Comfortable Communication or Just a bit Lazy?

Do you find yourself having the same conversations with the same people? I do. It happens in work, in relationships, even internally – in our own heads. It’s most obvious in relationships because conversations with people close to you are infused with loads of emotion. And emotion is a really great barrier to active listening, partly because it cuts deep to the emotional brain: our ‘inner chimp’ as Dr Steve Peters would have it. It’s really uncomfortable. To keep the inner chimp protected we retreat behind a wall we constructed last time we sensed this discomfort. As soon as the first signs of danger appear in a conversation or the person you associate with that conversation starts engaging you, the chimp will hide behind the wall, rummage around in the box marked ‘previous conversations’, get out the template that looks most like the new conversation and deploy all the arguments used last time. As there are two ‘chimp brains’ in this conversation it quickly degenerates to two people in their own fortified positions throwing the same brickbats, trying to bludgeon the other with the same arguments. If you always do what you’ve always done you’ll always get what you’ve always got.

Part of the problem is that the chimp brain thinks that ‘history repeats itself…exactly’. In fact there are always subtle differences, but only the human brain, with its higher fidelity, can spot the differences. There would be no need to repeat conversations exactly. They’re normally restarted because one party has some new information or ideas. Unfortunately as soon as the chimps catch the drift and get involved the conversation degenerates to the ‘same old, same old’, thus proving the chimp right that history does repeat itself. It’s a vicious circle and can only be broken by listening very carefully.

Ironically there’s a lot of emotion involved in ‘vertical’ communication, too. In families the parent ‘chimp’ thinks the offspring are direct clones of themselves so it already ‘knows’ what the child is going to say; the children become quickly used to hearing the word ‘no’ so that it loses its potency. Parents apply the ‘child is being difficult’ template, whilst children apply the ‘mum/dad is just banging on’ template. In organizations managers are told that ‘leadership’ involves robust man-management and any sign of dissent in the ranks should be snuffed out, or they feel they need to ‘protect’ their position and repel boarders. Either way a junior who voices a new idea is ‘just grumbling like all workers’. Junior staff either want to be promoted so will do whatever they think their managers want or have decided that their managers are incompetent and see them as blockers. Out comes the ‘whatever you say, Sir’ or ‘I hear what you’re saying but with all due respect…etc’ template. Even colleagues at work will let their inner chimp ‘compete for position’. That’s why the smoking shelter or Friday night happy hour is where so much work gets done: people have time to listen properly or have left their emotions in the office.
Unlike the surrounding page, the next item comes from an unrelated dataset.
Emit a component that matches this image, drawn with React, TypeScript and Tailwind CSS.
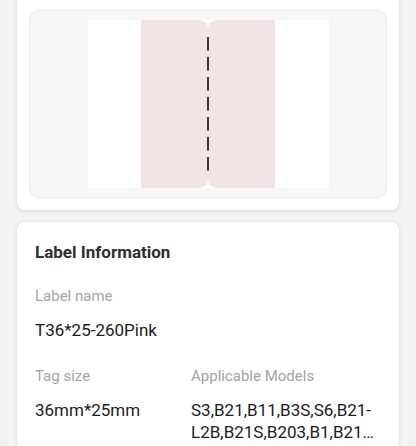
import React from "react";

const models = "S3,B21,B11,B3S,S6,B21-L2B,B21S,B203,B1,B21…";

function LabelPreview() {
  return (
    <div className="flex h-[188px] items-center justify-center rounded-[10px] border border-[#ececec] bg-[#f7f7f7]">
      <div className="flex h-[168px] w-[241px] justify-center bg-white">
        <div className="relative flex h-full">
          <div className="h-full w-[67px] rounded-r-[9px] bg-[#f2e4e4]" />
          <div className="h-full w-[67px] rounded-l-[9px] bg-[#f2e4e4]" />
          {/* cut line */}
          <svg
            className="absolute left-[66px] top-0"
            width="2"
            height="168"
            viewBox="0 0 2 168"
          >
            <line
              x1="1"
              y1="17"
              x2="1"
              y2="152"
              stroke="#3a3536"
              strokeWidth="2"
              strokeDasharray="13.5 6.5"
            />
          </svg>
        </div>
      </div>
    </div>
  );
}

function Field({ label, value, className }: { label: string; value: string; className?: string }) {
  return (
    <div className={className}>
      <div className="text-[15px] leading-[20px] text-[#a3a3a3]">{label}</div>
      <div className="mt-[13px] text-[17px] leading-[22px] text-[#1c1c1c]">{value}</div>
    </div>
  );
}

export default function App() {
  return (
    <div
      className="min-h-screen overflow-hidden bg-[#f3f3f3] px-[17px]"
      style={{ fontFamily: "Roboto, 'Noto Sans', sans-serif" }}
    >
      <div className="-mt-[20px] rounded-[8px] bg-white px-[12px] pb-[12px] pt-[30px] shadow-[0_1px_4px_rgba(0,0,0,0.12)]">
        <LabelPreview />
      </div>

      <div className="mt-[12px] rounded-[8px] bg-white px-[18px] pb-[20px] pt-[19px] shadow-[0_1px_4px_rgba(0,0,0,0.12)]">
        <h2 className="text-[17px] font-bold leading-[22px] text-[#2e2e2e]">Label Information</h2>
        <Field className="mt-[23px]" label="Label name" value="T36*25-260Pink" />
        <div className="mt-[25px] flex">
          <Field className="w-[156px] shrink-0" label="Tag size" value="36mm*25mm" />
          <Field className="w-[188px]" label="Applicable Models" value={models} />
        </div>
      </div>
    </div>
  );
}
Even individually we apply templates rather than listen to ourselves. Children are told for so long that they are ‘naughty’ for listening to their inner wants and desires that they learn to dismiss whole swathes of thoughts and feelings. The child grows into an adult and is so adept at applying the ‘I mustn’t because that’s a naughty thought’ template that they may miss new feelings, sensations or thoughts.

So when communicating do you apply templates or listen properly? Would you rather relax in the comfortable ‘knowledge’ that there is nothing new to learn from a conversation and the world can stay ‘just as it is’ or are you prepared to listen to new stuff and allow you, your relationships and your companies to ‘grow’ as the world changes?